* Available data
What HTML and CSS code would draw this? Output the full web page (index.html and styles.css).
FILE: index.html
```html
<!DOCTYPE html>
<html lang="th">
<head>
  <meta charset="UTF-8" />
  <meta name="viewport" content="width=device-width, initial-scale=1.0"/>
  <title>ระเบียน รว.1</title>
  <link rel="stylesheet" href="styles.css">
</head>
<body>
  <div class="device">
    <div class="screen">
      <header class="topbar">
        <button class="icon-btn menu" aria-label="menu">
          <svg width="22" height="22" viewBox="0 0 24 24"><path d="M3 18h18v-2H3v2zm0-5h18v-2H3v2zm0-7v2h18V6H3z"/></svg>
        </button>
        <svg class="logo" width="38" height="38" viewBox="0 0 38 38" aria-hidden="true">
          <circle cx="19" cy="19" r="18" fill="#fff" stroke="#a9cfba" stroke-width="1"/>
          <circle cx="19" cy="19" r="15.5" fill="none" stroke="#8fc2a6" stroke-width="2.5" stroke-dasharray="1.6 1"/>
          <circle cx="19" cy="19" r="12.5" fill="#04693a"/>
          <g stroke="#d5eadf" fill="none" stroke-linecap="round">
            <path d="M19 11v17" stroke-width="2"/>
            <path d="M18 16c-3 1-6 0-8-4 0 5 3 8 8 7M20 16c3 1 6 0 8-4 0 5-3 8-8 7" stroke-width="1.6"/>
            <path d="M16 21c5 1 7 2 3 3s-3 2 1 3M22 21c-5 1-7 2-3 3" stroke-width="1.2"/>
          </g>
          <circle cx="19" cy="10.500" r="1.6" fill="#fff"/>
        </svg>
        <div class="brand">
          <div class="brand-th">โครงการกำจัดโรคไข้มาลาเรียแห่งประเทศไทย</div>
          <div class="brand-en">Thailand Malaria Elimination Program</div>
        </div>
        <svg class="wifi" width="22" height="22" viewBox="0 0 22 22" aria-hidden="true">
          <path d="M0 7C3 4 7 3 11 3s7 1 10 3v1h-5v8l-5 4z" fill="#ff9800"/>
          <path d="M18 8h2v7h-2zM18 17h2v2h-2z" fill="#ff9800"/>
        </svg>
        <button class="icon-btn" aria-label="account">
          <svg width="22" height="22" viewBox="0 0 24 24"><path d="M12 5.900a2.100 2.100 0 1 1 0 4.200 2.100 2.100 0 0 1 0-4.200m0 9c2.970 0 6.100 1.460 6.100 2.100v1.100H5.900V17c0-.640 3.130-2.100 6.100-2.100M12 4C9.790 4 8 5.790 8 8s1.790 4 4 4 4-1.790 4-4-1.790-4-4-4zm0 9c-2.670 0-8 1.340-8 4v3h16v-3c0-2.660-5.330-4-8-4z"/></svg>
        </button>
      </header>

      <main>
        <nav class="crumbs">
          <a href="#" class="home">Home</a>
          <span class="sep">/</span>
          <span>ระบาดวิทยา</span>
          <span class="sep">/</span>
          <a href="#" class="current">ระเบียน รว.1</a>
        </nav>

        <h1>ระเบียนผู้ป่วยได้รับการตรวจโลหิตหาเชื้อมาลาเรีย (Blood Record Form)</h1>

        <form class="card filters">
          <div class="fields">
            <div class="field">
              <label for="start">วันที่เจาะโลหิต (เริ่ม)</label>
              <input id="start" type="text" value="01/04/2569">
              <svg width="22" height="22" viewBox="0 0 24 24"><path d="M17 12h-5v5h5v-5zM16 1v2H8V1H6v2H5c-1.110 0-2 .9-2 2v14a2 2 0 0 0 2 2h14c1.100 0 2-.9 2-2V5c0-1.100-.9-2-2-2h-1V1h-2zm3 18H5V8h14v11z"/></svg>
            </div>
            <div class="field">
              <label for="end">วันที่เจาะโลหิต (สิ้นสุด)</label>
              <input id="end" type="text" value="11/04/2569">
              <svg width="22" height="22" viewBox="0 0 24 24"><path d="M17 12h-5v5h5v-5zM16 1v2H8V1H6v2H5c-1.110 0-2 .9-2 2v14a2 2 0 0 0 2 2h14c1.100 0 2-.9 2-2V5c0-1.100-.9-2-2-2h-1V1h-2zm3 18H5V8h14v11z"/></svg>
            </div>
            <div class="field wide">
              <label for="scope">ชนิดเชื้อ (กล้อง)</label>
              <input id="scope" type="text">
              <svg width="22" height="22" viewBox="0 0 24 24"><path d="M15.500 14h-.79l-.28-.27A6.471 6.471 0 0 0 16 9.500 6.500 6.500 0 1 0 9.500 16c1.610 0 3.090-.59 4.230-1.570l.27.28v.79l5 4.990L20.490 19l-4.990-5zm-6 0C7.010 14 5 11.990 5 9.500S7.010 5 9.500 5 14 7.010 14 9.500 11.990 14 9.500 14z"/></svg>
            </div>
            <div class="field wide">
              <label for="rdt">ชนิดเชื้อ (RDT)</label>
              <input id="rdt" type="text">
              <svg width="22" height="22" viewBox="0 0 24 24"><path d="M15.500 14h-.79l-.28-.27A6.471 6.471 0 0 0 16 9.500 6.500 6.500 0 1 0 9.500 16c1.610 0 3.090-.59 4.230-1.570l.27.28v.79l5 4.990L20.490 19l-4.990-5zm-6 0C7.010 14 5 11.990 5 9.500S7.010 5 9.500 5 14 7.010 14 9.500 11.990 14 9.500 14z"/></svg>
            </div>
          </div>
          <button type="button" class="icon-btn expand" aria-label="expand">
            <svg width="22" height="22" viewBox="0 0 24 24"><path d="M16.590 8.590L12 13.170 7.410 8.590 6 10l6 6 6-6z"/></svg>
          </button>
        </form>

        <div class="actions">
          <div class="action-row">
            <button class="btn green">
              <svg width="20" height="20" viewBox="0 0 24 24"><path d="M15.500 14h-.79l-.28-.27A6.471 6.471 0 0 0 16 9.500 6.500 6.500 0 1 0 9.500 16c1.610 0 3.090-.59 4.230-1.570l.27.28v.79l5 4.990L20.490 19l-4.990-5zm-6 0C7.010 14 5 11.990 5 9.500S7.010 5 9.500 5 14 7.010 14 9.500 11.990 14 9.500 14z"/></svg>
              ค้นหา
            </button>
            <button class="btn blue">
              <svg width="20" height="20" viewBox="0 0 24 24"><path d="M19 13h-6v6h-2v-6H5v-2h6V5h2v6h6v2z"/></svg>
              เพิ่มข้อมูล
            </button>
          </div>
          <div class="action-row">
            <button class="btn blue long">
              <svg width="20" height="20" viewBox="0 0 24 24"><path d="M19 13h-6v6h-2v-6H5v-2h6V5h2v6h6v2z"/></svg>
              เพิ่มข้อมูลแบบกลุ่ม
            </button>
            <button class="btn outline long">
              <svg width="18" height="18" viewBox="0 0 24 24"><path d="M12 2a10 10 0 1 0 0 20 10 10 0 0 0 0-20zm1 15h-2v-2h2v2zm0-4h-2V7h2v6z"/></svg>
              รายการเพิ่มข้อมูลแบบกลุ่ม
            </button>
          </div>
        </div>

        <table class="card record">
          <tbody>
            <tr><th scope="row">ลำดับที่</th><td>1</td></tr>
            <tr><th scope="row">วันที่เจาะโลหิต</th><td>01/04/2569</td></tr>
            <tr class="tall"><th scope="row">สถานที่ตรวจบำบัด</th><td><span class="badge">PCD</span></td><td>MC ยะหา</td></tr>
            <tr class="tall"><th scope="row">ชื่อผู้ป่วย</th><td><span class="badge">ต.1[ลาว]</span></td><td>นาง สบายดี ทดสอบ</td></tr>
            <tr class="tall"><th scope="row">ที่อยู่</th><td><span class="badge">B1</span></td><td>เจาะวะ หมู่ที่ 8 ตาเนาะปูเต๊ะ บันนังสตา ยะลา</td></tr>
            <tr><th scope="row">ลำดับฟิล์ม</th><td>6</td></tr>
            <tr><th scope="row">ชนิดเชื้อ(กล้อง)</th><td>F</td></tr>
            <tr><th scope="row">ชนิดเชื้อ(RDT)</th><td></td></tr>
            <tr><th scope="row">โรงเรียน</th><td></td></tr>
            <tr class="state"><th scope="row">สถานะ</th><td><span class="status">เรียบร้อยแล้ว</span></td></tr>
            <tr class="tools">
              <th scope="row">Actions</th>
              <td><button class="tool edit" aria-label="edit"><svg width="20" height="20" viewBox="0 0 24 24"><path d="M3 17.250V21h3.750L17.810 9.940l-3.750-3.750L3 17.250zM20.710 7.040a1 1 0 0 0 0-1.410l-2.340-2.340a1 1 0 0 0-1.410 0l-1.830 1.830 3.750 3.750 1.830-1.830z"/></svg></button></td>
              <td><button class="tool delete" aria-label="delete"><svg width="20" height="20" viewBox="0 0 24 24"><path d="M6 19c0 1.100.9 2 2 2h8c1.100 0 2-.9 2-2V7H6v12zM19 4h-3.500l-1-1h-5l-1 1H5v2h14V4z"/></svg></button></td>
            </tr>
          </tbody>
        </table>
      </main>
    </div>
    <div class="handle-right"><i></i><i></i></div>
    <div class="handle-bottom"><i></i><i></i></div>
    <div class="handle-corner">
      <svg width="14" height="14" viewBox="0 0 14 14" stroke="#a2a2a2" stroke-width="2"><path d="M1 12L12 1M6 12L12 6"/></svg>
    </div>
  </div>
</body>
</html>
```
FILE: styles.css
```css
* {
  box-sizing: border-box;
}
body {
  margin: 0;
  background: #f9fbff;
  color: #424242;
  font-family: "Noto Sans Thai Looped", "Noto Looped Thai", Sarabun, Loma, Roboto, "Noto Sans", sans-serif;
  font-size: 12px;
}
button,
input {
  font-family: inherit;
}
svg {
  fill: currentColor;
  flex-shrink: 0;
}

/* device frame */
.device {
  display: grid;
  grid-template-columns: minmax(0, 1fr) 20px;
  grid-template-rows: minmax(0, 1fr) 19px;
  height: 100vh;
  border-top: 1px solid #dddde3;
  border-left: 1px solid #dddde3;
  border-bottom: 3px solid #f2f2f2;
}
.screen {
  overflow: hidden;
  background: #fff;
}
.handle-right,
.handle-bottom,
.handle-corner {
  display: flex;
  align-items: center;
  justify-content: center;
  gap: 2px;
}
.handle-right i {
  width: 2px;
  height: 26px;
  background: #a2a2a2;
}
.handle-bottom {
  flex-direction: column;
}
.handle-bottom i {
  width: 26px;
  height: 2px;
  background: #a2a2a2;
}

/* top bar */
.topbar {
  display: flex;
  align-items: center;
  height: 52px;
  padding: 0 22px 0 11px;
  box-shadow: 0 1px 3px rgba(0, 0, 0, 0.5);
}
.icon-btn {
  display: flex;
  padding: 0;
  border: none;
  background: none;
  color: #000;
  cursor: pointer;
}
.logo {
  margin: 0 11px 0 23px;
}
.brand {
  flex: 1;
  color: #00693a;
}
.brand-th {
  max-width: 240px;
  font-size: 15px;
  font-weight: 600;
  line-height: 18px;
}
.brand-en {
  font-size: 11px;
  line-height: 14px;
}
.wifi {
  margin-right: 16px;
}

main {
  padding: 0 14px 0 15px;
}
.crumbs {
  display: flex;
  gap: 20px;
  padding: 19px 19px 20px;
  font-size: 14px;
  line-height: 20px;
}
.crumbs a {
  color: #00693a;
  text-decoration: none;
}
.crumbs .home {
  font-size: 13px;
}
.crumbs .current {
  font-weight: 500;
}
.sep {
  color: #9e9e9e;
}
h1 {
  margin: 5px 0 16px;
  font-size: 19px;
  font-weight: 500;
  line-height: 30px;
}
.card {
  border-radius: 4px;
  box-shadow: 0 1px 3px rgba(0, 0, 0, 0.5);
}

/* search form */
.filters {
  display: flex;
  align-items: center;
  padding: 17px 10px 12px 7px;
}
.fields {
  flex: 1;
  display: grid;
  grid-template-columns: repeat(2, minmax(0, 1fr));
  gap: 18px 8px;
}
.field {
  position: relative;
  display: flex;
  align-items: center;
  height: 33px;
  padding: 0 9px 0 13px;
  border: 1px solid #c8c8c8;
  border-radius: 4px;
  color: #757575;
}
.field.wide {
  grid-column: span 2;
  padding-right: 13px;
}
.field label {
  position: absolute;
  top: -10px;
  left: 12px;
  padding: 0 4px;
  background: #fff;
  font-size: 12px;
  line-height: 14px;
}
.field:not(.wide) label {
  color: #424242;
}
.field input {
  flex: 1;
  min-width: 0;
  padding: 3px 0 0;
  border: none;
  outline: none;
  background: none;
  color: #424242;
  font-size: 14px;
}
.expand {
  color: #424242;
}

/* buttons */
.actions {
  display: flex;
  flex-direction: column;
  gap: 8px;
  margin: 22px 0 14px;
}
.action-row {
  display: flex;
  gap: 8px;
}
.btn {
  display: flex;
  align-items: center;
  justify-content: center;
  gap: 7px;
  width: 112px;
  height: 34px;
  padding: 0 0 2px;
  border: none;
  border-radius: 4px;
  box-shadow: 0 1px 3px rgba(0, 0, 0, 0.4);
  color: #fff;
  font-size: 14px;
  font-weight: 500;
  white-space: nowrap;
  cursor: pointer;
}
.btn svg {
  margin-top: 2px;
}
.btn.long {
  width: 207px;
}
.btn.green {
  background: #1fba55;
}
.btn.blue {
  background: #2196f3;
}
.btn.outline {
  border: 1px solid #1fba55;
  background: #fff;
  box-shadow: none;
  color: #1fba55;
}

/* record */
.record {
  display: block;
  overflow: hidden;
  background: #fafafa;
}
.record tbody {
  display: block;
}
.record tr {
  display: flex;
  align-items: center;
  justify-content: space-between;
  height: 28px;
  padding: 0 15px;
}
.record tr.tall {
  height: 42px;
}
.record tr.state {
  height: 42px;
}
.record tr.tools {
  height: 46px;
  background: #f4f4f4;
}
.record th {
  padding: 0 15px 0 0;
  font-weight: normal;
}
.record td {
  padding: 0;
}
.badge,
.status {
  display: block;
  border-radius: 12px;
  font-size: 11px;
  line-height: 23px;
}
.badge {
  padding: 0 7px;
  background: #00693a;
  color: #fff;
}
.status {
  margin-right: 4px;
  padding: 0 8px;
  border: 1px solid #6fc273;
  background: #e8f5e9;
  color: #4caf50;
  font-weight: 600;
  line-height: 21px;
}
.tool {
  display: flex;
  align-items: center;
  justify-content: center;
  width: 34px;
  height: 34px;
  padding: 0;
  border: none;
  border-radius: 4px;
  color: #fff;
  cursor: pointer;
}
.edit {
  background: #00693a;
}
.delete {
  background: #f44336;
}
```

* What is being asked
Find the lines holding "styles" and list every one.

* Written reply
What HTML and CSS code would draw this? Output the full web page (index.html and styles.css).
  <link rel="stylesheet" href="styles.css">
FILE: styles.css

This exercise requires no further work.